The Guardian gave it five stars out of five, calling McQueen "one of the best artists we have, whatever medium he chooses" and admiring Bass' ability to capture the longstanding history of bass in West African music and its continuity through the Middle Passage and into the New World.

Flash Art dubbed it "McQueen's most abstract work yet, to be sure... it asks its inhabitants to reside in the throbs, hollows, and surges of a life lived in the wake," with "the wake" referring specifically to Christina Sharpe's In the Wake: On Blackness and Being.

The New York Times called it one of McQueen's most "fertile" works despite its abstracted basis: "You can bring your own thoughts and find your own inspiration.
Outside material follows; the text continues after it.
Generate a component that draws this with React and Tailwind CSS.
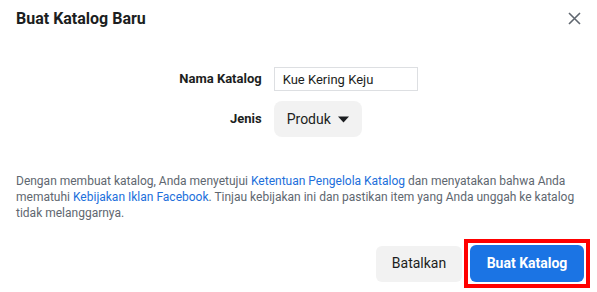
export default function App() {
  return (
    <div className="w-[597px] h-[292px] bg-white text-[#1c1e21] font-['Roboto','Liberation_Sans',sans-serif] flex flex-col">
      {/* header */}
      <div className="flex justify-between items-start pl-4 pr-[16px] pt-[9px]">
        <h1 className="text-[16px] leading-5 font-bold">Buat Katalog Baru</h1>
        <button className="mt-[3px] text-[#606770]" aria-label="Tutup">
          <svg width="13" height="13" viewBox="0 0 13 13" fill="none" stroke="currentColor" strokeWidth="1.6">
            <path d="M1 1 L12 12 M12 1 L1 12" />
          </svg>
        </button>
      </div>

      {/* form */}
      <div className="mt-[38px] grid grid-cols-[auto_auto] justify-center items-center gap-x-3 gap-y-[10px]">
        <label className="text-[13px] font-bold text-right">Nama Katalog</label>
        <input
          defaultValue="Kue Kering Keju"
          className="w-[144px] h-6 border border-[#dddfe2] px-2 text-[13px] text-[#1c1e21] outline-none"
        />
        <label className="text-[13px] font-bold text-right">Jenis</label>
        <div>
          <button className="h-9 w-[88px] rounded-lg bg-[#f2f2f2] flex items-center pl-[13px] gap-[7px] text-[14px]">
            Produk
            <svg width="11" height="7" viewBox="0 0 11 7">
              <path d="M0 0.5 H11 L5.5 6.5 Z" fill="#1c1e21" />
            </svg>
          </button>
        </div>
      </div>

      {/* notice */}
      <p className="mt-[36px] px-4 text-[12px] leading-4 text-[#606770]">
        Dengan membuat katalog, Anda menyetujui{" "}
        <a className="text-[#216fdb]">Ketentuan Pengelola Katalog</a> dan menyatakan bahwa Anda
        mematuhi <a className="text-[#216fdb]">Kebijakan Iklan Facebook</a>. Tinjau kebijakan ini dan
        pastikan item yang Anda unggah ke katalog tidak melanggarnya.
      </p>

      {/* footer */}
      <div className="mt-[18px] flex justify-end items-center gap-[2px] pr-[7px]">
        <button className="w-[86px] h-9 rounded-md bg-[#f2f2f2] text-[14px]">Batalkan</button>
        <div className="border-4 border-[#ff0000] p-[2px]">
          <button className="w-[114px] h-[37px] rounded-md bg-[#1b74e4] text-white text-[14px] font-bold">
            Buat Katalog
          </button>
        </div>
      </div>
    </div>
  );
}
That's the power of abstraction, of course."

Mubi's Notebook likened Bass' experience to that of the protagonist in Invisible Man by Ralph Ellison, as well as lauded its deconstructed approach to cinema as a reflection of the impossibility of trying to visually capture the Black lived experience, or at least to do so without violent spectacle.

== Publications ==
The Laurenz Foundation and Dia Art Foundation published Steve McQueen. Bass as an accompanying publication to the 2024 exhibition. Another publication, focused on Bass' installation at the Schaulager, followed in 2025.